Google Asked 230 Security Experts About How to Stay Safe Online

With recent hacking scandals plaguing the likes of huge corporations such as Equifax and TransUnion, web security has once again come to the forefront of the minds of many. Google recently published a research paper to identify the prevailing advice of the security community. 231 security experts were asked to name the top three pieces of advice they’d give to an average user to protect their security online. These were the top 10 pieces of unique advice provided by those experts:

  1. Keep systems and software up-to-date (90 responses)
    • “Always be updating (OS and applications)”
    • “Patch, patch, patch”
  2. Use unique passwords (68 responses)
    • “Different passwords everywhere”
    • “Do not reuse passwords on multiple sites”
  3. Use strong passwords (58 responses)
    • “Choose a strong password”
    • “Complex password for every site”
  4. Use multifactor authentication (36 responses)
    • “Enable multifactor authentication features, if available”
  5. Use antivirus software (35 responses)
    • “Use antivirus/antimalware software”
  6. Use a password manager (33 responses)
    • “Forget your password—use a password manager to remember it for you”
  7. Use HTTPS (24 responses)
    • “Use HTTPS if available”
    • “Watch for and understand why HTTPS is important”
  8. Use only software from trusted sources (20 responses)
    • “Execute only software coming from reputable websites”
  9. Use automatic updates (19 responses)
    • “Activate autoupdate”
  10. Be careful/think before you click (19 responses)
    • “Think before you click”
    • “Be careful what you click on”
  11. Don’t open unexpected attachments (19 responses)
    • “If you didn’t ask for the attachment, don’t open it”
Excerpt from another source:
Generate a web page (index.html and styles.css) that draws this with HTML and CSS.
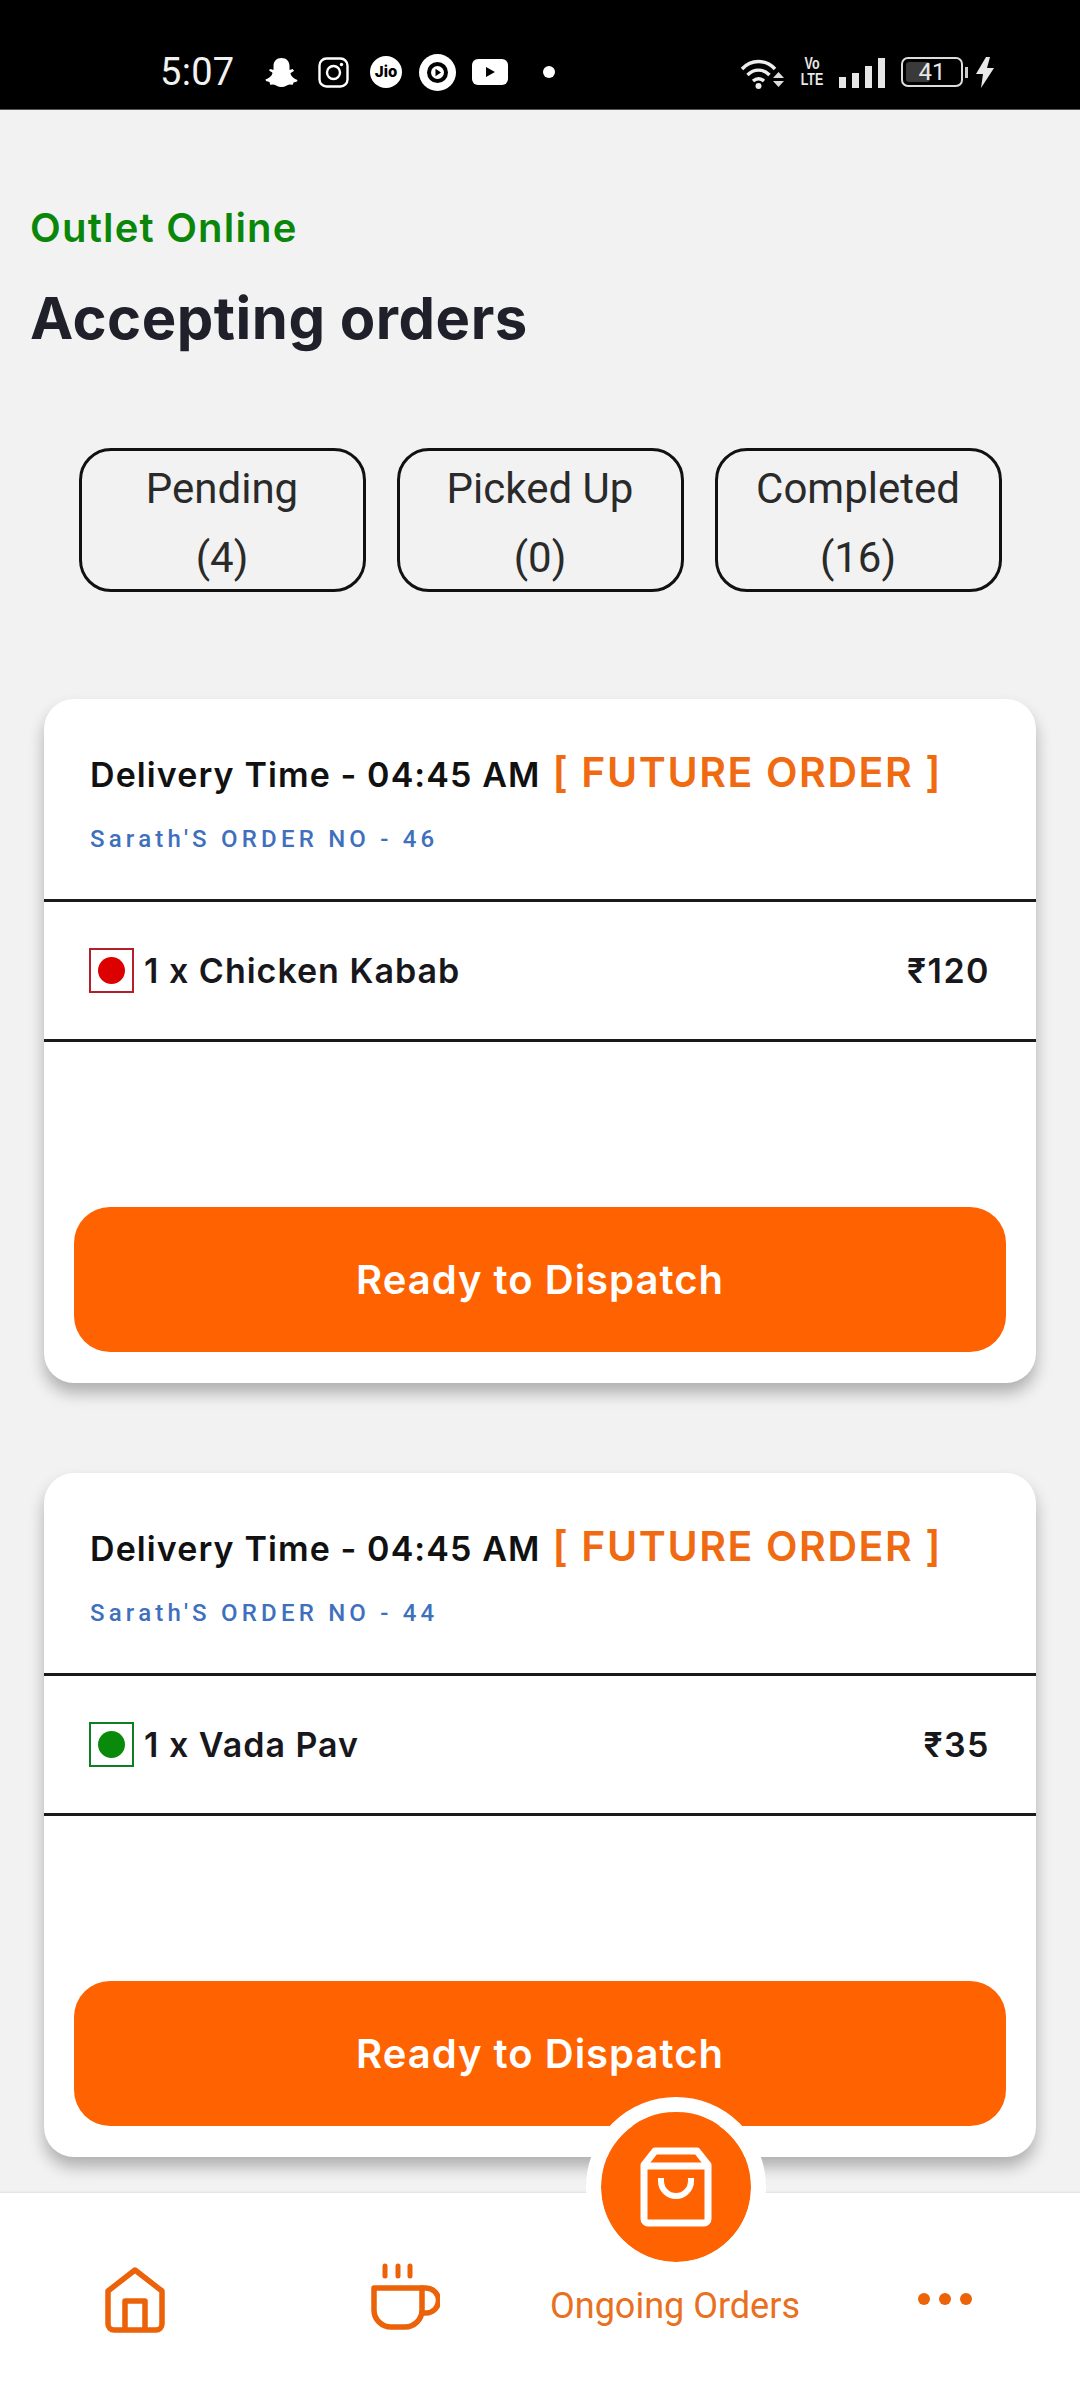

Some examples of less common, but still interesting advice provided:

  1. Always browse in private mode, and delete cache after each browsing session.
  2. Always double-check the source of an email (the sender).
  3. Disable root certificates for entities that you would be alarmed to see certifying your bank’s login page.
  4. Don’t write down passwords.
  5. Don’t add absolute strangers to your social media accounts.
  6. Don’t click on ads.
  7. Don’t look for porn.
  8. If you notice anything suspicious, report it appropriately.
  9. If you travel, use the Tor browser from your encrypted hard drive.
  10. Install Microsoft EMET (Enhanced Mitigation Experience Toolkit) and turn the systemwide settings up to maximum.
  11. Let Gmail render your mail attachments instead of opening them locally.
  12. Make sure to set up account recovery options for your Google account.
  13. Never install or upgrade software from a popup screen.
  14. Unless you really know what you’re doing, you’re better off with documents in the cloud.